Given material:

= = = = = = =

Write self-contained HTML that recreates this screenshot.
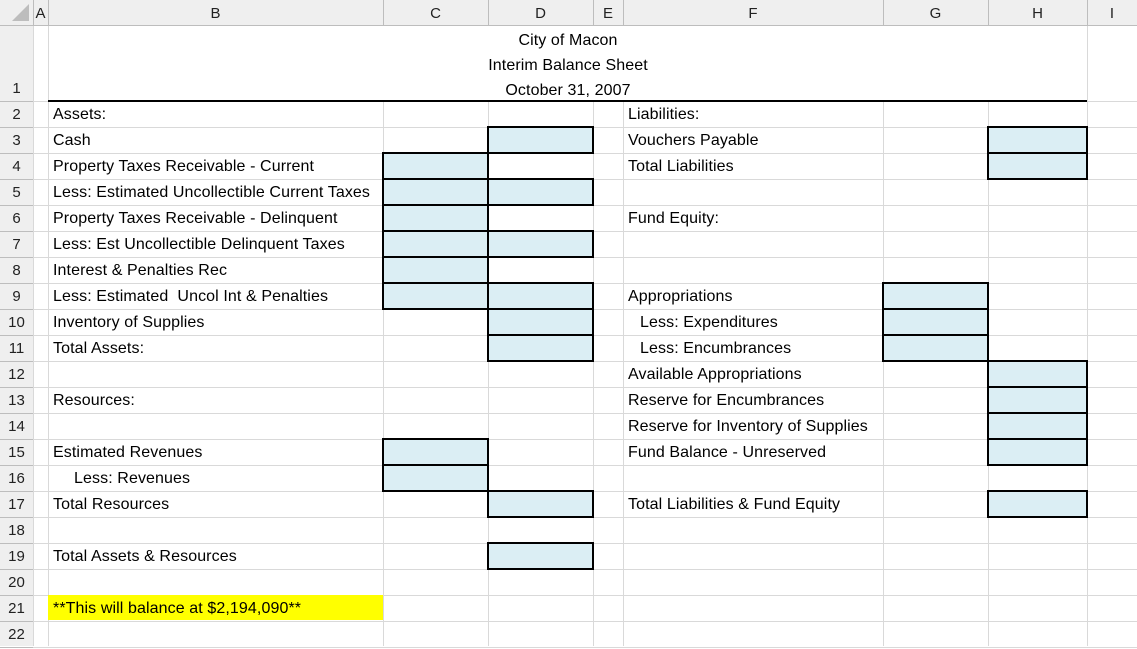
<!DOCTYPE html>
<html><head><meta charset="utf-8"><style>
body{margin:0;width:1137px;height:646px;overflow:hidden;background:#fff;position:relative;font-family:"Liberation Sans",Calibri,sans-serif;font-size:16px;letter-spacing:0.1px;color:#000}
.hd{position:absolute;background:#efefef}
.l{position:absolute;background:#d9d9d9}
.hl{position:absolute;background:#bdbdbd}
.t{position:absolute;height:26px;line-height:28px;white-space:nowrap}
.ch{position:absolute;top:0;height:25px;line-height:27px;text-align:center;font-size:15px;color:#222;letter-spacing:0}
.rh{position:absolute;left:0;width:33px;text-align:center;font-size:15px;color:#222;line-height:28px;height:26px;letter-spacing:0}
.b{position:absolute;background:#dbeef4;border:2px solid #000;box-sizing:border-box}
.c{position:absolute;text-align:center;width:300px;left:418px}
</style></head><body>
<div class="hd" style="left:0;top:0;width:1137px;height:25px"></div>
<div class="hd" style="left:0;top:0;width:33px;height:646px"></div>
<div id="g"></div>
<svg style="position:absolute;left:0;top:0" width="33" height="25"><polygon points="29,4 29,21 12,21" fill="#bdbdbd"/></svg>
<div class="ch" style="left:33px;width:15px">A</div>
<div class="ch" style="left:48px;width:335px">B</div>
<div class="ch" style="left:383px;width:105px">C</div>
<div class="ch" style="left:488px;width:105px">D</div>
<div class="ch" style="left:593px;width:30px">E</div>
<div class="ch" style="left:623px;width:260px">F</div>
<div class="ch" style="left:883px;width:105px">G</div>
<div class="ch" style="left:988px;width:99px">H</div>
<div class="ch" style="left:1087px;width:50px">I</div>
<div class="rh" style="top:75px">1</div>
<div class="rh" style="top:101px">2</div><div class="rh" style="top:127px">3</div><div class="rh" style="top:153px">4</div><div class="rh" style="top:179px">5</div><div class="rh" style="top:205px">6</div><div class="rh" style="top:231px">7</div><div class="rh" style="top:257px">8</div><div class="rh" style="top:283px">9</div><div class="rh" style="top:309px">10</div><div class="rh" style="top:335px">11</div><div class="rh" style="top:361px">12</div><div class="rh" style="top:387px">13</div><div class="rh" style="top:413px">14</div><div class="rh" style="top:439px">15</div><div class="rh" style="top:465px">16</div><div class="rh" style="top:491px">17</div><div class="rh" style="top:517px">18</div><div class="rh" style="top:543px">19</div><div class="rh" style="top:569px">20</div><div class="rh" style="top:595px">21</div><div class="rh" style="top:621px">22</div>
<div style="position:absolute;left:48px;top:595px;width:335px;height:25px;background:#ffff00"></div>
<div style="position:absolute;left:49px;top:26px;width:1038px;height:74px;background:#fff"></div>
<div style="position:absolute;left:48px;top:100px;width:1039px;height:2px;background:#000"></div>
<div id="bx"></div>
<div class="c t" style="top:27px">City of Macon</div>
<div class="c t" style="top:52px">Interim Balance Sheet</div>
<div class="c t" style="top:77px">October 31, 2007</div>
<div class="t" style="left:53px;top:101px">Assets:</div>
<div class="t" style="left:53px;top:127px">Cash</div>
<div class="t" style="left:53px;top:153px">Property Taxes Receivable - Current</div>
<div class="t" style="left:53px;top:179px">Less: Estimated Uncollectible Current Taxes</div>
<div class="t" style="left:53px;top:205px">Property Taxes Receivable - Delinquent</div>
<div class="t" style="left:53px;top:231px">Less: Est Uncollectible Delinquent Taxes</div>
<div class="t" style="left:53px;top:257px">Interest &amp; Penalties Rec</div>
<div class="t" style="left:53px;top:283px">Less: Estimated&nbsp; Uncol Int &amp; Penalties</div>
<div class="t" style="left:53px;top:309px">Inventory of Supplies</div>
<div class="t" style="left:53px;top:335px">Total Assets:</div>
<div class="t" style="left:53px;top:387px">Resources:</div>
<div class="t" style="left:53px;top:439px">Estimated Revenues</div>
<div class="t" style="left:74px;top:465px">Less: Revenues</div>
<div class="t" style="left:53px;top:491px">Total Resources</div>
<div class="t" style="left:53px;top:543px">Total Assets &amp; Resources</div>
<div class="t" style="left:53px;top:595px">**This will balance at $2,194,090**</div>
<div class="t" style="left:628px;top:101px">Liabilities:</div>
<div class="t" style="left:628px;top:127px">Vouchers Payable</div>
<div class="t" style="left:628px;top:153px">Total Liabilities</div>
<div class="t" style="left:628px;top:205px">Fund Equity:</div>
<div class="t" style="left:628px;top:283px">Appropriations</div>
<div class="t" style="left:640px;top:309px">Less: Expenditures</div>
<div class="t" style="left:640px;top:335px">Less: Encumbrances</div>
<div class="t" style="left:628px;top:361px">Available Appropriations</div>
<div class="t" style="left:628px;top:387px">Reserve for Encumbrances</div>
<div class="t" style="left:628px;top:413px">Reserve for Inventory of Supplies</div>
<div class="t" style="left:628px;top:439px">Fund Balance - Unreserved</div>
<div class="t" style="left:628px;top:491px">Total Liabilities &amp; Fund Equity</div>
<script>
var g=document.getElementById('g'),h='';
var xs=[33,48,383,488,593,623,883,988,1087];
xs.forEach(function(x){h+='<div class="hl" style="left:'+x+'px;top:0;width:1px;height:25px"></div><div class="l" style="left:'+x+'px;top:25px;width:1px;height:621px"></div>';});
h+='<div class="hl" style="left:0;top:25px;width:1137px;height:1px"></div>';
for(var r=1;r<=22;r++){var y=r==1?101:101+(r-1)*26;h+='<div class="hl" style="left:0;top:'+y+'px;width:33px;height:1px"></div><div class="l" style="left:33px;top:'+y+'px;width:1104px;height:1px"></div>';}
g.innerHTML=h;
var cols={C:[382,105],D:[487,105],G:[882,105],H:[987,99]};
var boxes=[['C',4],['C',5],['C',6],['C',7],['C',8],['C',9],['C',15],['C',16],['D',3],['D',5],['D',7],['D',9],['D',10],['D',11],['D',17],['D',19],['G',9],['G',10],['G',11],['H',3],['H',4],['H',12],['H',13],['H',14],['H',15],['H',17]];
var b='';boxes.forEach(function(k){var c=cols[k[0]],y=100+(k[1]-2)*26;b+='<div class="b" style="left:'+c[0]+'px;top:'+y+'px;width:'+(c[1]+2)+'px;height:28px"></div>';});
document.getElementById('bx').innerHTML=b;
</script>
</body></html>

= = = = = = =

Work required:
Except for the pictures, give all the material above again verbatim.

Reply:
Write self-contained HTML that recreates this screenshot.
<!DOCTYPE html>
<html><head><meta charset="utf-8"><style>
body{margin:0;width:1137px;height:646px;overflow:hidden;background:#fff;position:relative;font-family:"Liberation Sans",Calibri,sans-serif;font-size:16px;letter-spacing:0.1px;color:#000}
.hd{position:absolute;background:#efefef}
.l{position:absolute;background:#d9d9d9}
.hl{position:absolute;background:#bdbdbd}
.t{position:absolute;height:26px;line-height:28px;white-space:nowrap}
.ch{position:absolute;top:0;height:25px;line-height:27px;text-align:center;font-size:15px;color:#222;letter-spacing:0}
.rh{position:absolute;left:0;width:33px;text-align:center;font-size:15px;color:#222;line-height:28px;height:26px;letter-spacing:0}
.b{position:absolute;background:#dbeef4;border:2px solid #000;box-sizing:border-box}
.c{position:absolute;text-align:center;width:300px;left:418px}
</style></head><body>
<div class="hd" style="left:0;top:0;width:1137px;height:25px"></div>
<div class="hd" style="left:0;top:0;width:33px;height:646px"></div>
<div id="g"></div>
<svg style="position:absolute;left:0;top:0" width="33" height="25"><polygon points="29,4 29,21 12,21" fill="#bdbdbd"/></svg>
<div class="ch" style="left:33px;width:15px">A</div>
<div class="ch" style="left:48px;width:335px">B</div>
<div class="ch" style="left:383px;width:105px">C</div>
<div class="ch" style="left:488px;width:105px">D</div>
<div class="ch" style="left:593px;width:30px">E</div>
<div class="ch" style="left:623px;width:260px">F</div>
<div class="ch" style="left:883px;width:105px">G</div>
<div class="ch" style="left:988px;width:99px">H</div>
<div class="ch" style="left:1087px;width:50px">I</div>
<div class="rh" style="top:75px">1</div>
<div class="rh" style="top:101px">2</div><div class="rh" style="top:127px">3</div><div class="rh" style="top:153px">4</div><div class="rh" style="top:179px">5</div><div class="rh" style="top:205px">6</div><div class="rh" style="top:231px">7</div><div class="rh" style="top:257px">8</div><div class="rh" style="top:283px">9</div><div class="rh" style="top:309px">10</div><div class="rh" style="top:335px">11</div><div class="rh" style="top:361px">12</div><div class="rh" style="top:387px">13</div><div class="rh" style="top:413px">14</div><div class="rh" style="top:439px">15</div><div class="rh" style="top:465px">16</div><div class="rh" style="top:491px">17</div><div class="rh" style="top:517px">18</div><div class="rh" style="top:543px">19</div><div class="rh" style="top:569px">20</div><div class="rh" style="top:595px">21</div><div class="rh" style="top:621px">22</div>
<div style="position:absolute;left:48px;top:595px;width:335px;height:25px;background:#ffff00"></div>
<div style="position:absolute;left:49px;top:26px;width:1038px;height:74px;background:#fff"></div>
<div style="position:absolute;left:48px;top:100px;width:1039px;height:2px;background:#000"></div>
<div id="bx"></div>
<div class="c t" style="top:27px">City of Macon</div>
<div class="c t" style="top:52px">Interim Balance Sheet</div>
<div class="c t" style="top:77px">October 31, 2007</div>
<div class="t" style="left:53px;top:101px">Assets:</div>
<div class="t" style="left:53px;top:127px">Cash</div>
<div class="t" style="left:53px;top:153px">Property Taxes Receivable - Current</div>
<div class="t" style="left:53px;top:179px">Less: Estimated Uncollectible Current Taxes</div>
<div class="t" style="left:53px;top:205px">Property Taxes Receivable - Delinquent</div>
<div class="t" style="left:53px;top:231px">Less: Est Uncollectible Delinquent Taxes</div>
<div class="t" style="left:53px;top:257px">Interest &amp; Penalties Rec</div>
<div class="t" style="left:53px;top:283px">Less: Estimated&nbsp; Uncol Int &amp; Penalties</div>
<div class="t" style="left:53px;top:309px">Inventory of Supplies</div>
<div class="t" style="left:53px;top:335px">Total Assets:</div>
<div class="t" style="left:53px;top:387px">Resources:</div>
<div class="t" style="left:53px;top:439px">Estimated Revenues</div>
<div class="t" style="left:74px;top:465px">Less: Revenues</div>
<div class="t" style="left:53px;top:491px">Total Resources</div>
<div class="t" style="left:53px;top:543px">Total Assets &amp; Resources</div>
<div class="t" style="left:53px;top:595px">**This will balance at $2,194,090**</div>
<div class="t" style="left:628px;top:101px">Liabilities:</div>
<div class="t" style="left:628px;top:127px">Vouchers Payable</div>
<div class="t" style="left:628px;top:153px">Total Liabilities</div>
<div class="t" style="left:628px;top:205px">Fund Equity:</div>
<div class="t" style="left:628px;top:283px">Appropriations</div>
<div class="t" style="left:640px;top:309px">Less: Expenditures</div>
<div class="t" style="left:640px;top:335px">Less: Encumbrances</div>
<div class="t" style="left:628px;top:361px">Available Appropriations</div>
<div class="t" style="left:628px;top:387px">Reserve for Encumbrances</div>
<div class="t" style="left:628px;top:413px">Reserve for Inventory of Supplies</div>
<div class="t" style="left:628px;top:439px">Fund Balance - Unreserved</div>
<div class="t" style="left:628px;top:491px">Total Liabilities &amp; Fund Equity</div>
<script>
var g=document.getElementById('g'),h='';
var xs=[33,48,383,488,593,623,883,988,1087];
xs.forEach(function(x){h+='<div class="hl" style="left:'+x+'px;top:0;width:1px;height:25px"></div><div class="l" style="left:'+x+'px;top:25px;width:1px;height:621px"></div>';});
h+='<div class="hl" style="left:0;top:25px;width:1137px;height:1px"></div>';
for(var r=1;r<=22;r++){var y=r==1?101:101+(r-1)*26;h+='<div class="hl" style="left:0;top:'+y+'px;width:33px;height:1px"></div><div class="l" style="left:33px;top:'+y+'px;width:1104px;height:1px"></div>';}
g.innerHTML=h;
var cols={C:[382,105],D:[487,105],G:[882,105],H:[987,99]};
var boxes=[['C',4],['C',5],['C',6],['C',7],['C',8],['C',9],['C',15],['C',16],['D',3],['D',5],['D',7],['D',9],['D',10],['D',11],['D',17],['D',19],['G',9],['G',10],['G',11],['H',3],['H',4],['H',12],['H',13],['H',14],['H',15],['H',17]];
var b='';boxes.forEach(function(k){var c=cols[k[0]],y=100+(k[1]-2)*26;b+='<div class="b" style="left:'+c[0]+'px;top:'+y+'px;width:'+(c[1]+2)+'px;height:28px"></div>';});
document.getElementById('bx').innerHTML=b;
</script>
</body></html>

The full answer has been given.